Хотелось единственного, еще никогда не опробованного...
Уснуть лет на сто, или на худой конец, срочно застрелиться из революционного личного оружия. Вот только одна незадача, - самовзводного стрелкового атрибута, в данную уныло-решительную минуту, мне, скорее всего не доверят. Определенно, заподозрят какую-нибудь неадекватную психопатную суицидальную пакость...
– Мне бы это, залечь...Плыву, и это... Плохо!
– глухим гастритным басом выпростались из меня пара-тройка скудных жалоб.
– Милкин, а нук наберися терпения! Ишь, заплывщик тожа. Ну, стошнит чуток. Ну, проблюеся больонцем. А всешки не все сплюнешь. Малость нужная в кишечках и застрянет. А польза, какая! Не ерепенься, милкин, хлебни сколь смогешь.
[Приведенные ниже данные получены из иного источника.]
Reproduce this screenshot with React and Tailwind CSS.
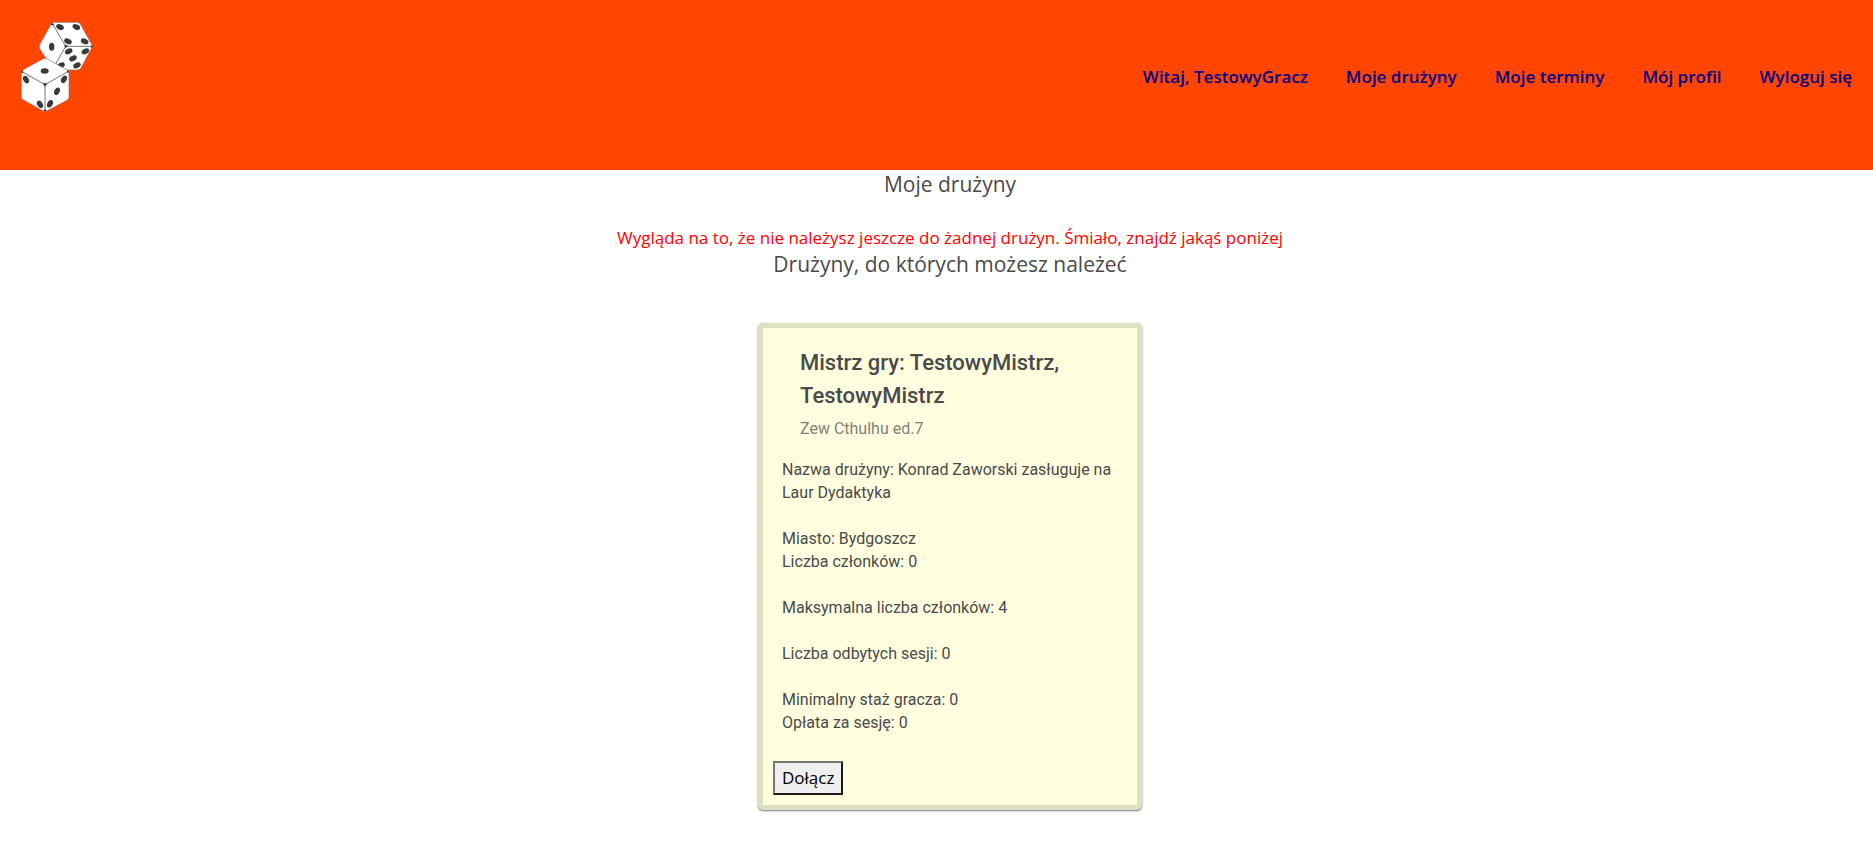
const links = ['Witaj, TestowyGracz', 'Moje drużyny', 'Moje terminy', 'Mój profil', 'Wyloguj się'];

const details = [
  ['Nazwa drużyny: Konrad Zaworski zasługuje na Laur Dydaktyka'],
  ['Miasto: Bydgoszcz', 'Liczba członków: 0'],
  ['Maksymalna liczba członków: 4'],
  ['Liczba odbytych sesji: 0'],
  ['Minimalny staż gracza: 0', 'Opłata za sesję: 0'],
];

const upperPips = [
  [180, 81, 25], [229, 81, 25], [204, 124, 25], [254, 124, 25],
  [155, 140, 90],
  [206, 154, -28], [256, 154, -28], [219, 175, -28], [183, 196, -28], [231, 196, -28],
];

const lowerPips = [
  [134, 213, 0], [78, 239, 58], [120, 313, 58],
  [192, 238, -62], [171, 274, -62], [150, 311, -62],
];

function Pips({ items }) {
  return items.map(([x, y, angle]) => (
    <ellipse key={`${x}-${y}`} cx={x} cy={y} rx="12" ry="8" fill="#3a3a3a" transform={`rotate(${angle} ${x} ${y})`} />
  ));
}

function DiceLogo() {
  return (
    <svg viewBox="63 60 219 279" className="block h-[93px] w-[73px]" role="img" aria-label="Kości do gry">
      <g stroke="#8a6a60" strokeWidth="2" strokeLinejoin="round">
        <path d="M163 67H232Q238 67 241 72L275 133Q278 139 275 144L243 204Q239 210 232 210H166Q160 210 157 205L119 146Q116 140 119 134L153 72Q156 67 163 67Z" fill="#fff" />
        <path d="M157 70L197 139H277M197 139L158 208" fill="none" stroke="#777" strokeWidth="3" />
      </g>
      <path d="M157 68l-6 7 12 1zM192 136h12l-7 9zM277 135v9l-6-4z" fill="#333" />
      <Pips items={upperPips} />
      <g stroke="#8a6a60" strokeWidth="2" strokeLinejoin="round">
        <path d="M128 177Q135 173 142 177L201 210Q207 213 207 220V291Q207 297 201 301L142 332Q135 336 128 332L69 299Q64 296 64 289V220Q64 213 70 209Z" fill="#fff" />
        <path d="M66 215L135 254L205 214M135 254V334" fill="none" stroke="#777" strokeWidth="3" />
      </g>
      <path d="M128 250h14l-7 10zM65 211v9l6-4zM206 210v9l-6-4zM130 333h10l-5-6z" fill="#333" />
      <Pips items={lowerPips} />
    </svg>
  );
}

export default function App() {
  return (
    <div className="min-h-screen bg-white font-['Open_Sans','Noto_Sans',sans-serif] text-[#4a4a4a]">
      <header className="flex h-[170px] items-start justify-between bg-[#ff4500] px-[21px] pt-5">
        <a href="#start"><DiceLogo /></a>
        <nav className="flex gap-[38px] pt-[45px] text-[17px] leading-6 font-semibold text-[#00008b]">
          {links.map((label) => (
            <a key={label} href="#menu">{label}</a>
          ))}
        </nav>
      </header>
      <main className="flex flex-col items-center pl-[27px] text-center">
        <h1 className="text-[21px] leading-7">Moje drużyny</h1>
        <p className="mt-7 text-[17px] leading-6 text-[#ff0000]">
          Wygląda na to, że nie należysz jeszcze do żadnej drużyn. Śmiało, znajdź jakąś poniżej
        </p>
        <h2 className="text-[21px] leading-7">Drużyny, do których możesz należeć</h2>
        <article className="mt-[45px] w-96 rounded-[5px] border-5 border-[#dfdfc1] bg-[#ffffdf] px-2.5 pt-[18px] pb-2.5 text-left font-[Roboto,sans-serif] shadow-[0_1px_3px_rgba(0,0,0,0.3),0_1px_1px_rgba(0,0,0,0.3)]">
          <div className="px-[27px]">
            <h3 className="text-[22px] leading-[33px] font-medium">Mistrz gry: TestowyMistrz, TestowyMistrz</h3>
            <p className="mt-[5px] text-base leading-6 text-[#81817a]">Zew Cthulhu ed.7</p>
          </div>
          <div className="mt-[17px] mb-[27px] flex flex-col gap-[23px] px-[9px] text-base leading-[23px]">
            {details.map((group) => (
              <div key={group[0]}>
                {group.map((line) => (
                  <p key={line}>{line}</p>
                ))}
              </div>
            ))}
          </div>
          <button type="button" className="block border-2 border-t-[#767676] border-r-[#1c1c1c] border-b-[#1c1c1c] border-l-[#767676] bg-[#efefef] px-[7px] py-px font-['Open_Sans','Noto_Sans',sans-serif] text-[17px] leading-7 text-black">
            Dołącz
          </button>
        </article>
      </main>
    </div>
  );
}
– Мне бы чего такого - промочить...Или закурить, а?
– сделал я неуклюжую не молодецкую попытку оторвать свою подбородковую запущенную растительность от другой, нагрудной, заросшей и прореженной какой-то пегой порослью...
"Это ж, откуда на моих грудях столько благородного металла?" - не преминул поиздеваться я над своим хилым рудиментом - серебристо кудельным газоном, и тут же почувствовал на спекшихся губах пряную нежную жижу...
Я попытался отпрянуть от края чернично блескучей чашки, в которой слабо курилось весьма пользительное варево - "бульонец", - однако мою марионеточно валкую голову с мягкостью и одновременно же с настойчивостью придержали, приказав шершавым странно неженственным голосом "затейной бабенцы":
– Нужно выпить! Рекомендуется пить мелкими глотками.
И пришлось мягко угнетаемой кукле подчиниться.
Пришлось наполнять свое полое выдраенное нутро куриным "рислингом", блюдя рекомендацию неуступчивой бледнолицей "офицанки", - мелкими судорожными прихлебами.
И себе на удивление, по прошествии незначительных минут, уже сам, вцепившись в черно-лаковую деревянную пиалу, цедил из нее духовитый целительный бульон, швыркая носом, в котором невесть откуда завелся конденсат, не насморочный, но весьма натуральный всамделишный.
Ежели после первых наянливых приказных глотков, я еще чувствовал всю полостную систему, отвечающую за пищеварение, - именно последовательность включения каждого органа в момент заполнения основной приемной емкости желудка, - то уже на пятом заглоте, отвратительные (выделительные) ощущения оставили мой мозг в покое, - система вошла (включилась) в режим автопилота, и более не докучала своими прилежными органическими манипуляциями, так сказать, капитану...
И на каком-то очередном горячительном прихлебе я впал в блаженное обжорно наркотическое забытье. То есть самым бессовестным эгоистическим образом откликнулся на приглашение своего старинного знакомца дедушки Морфея.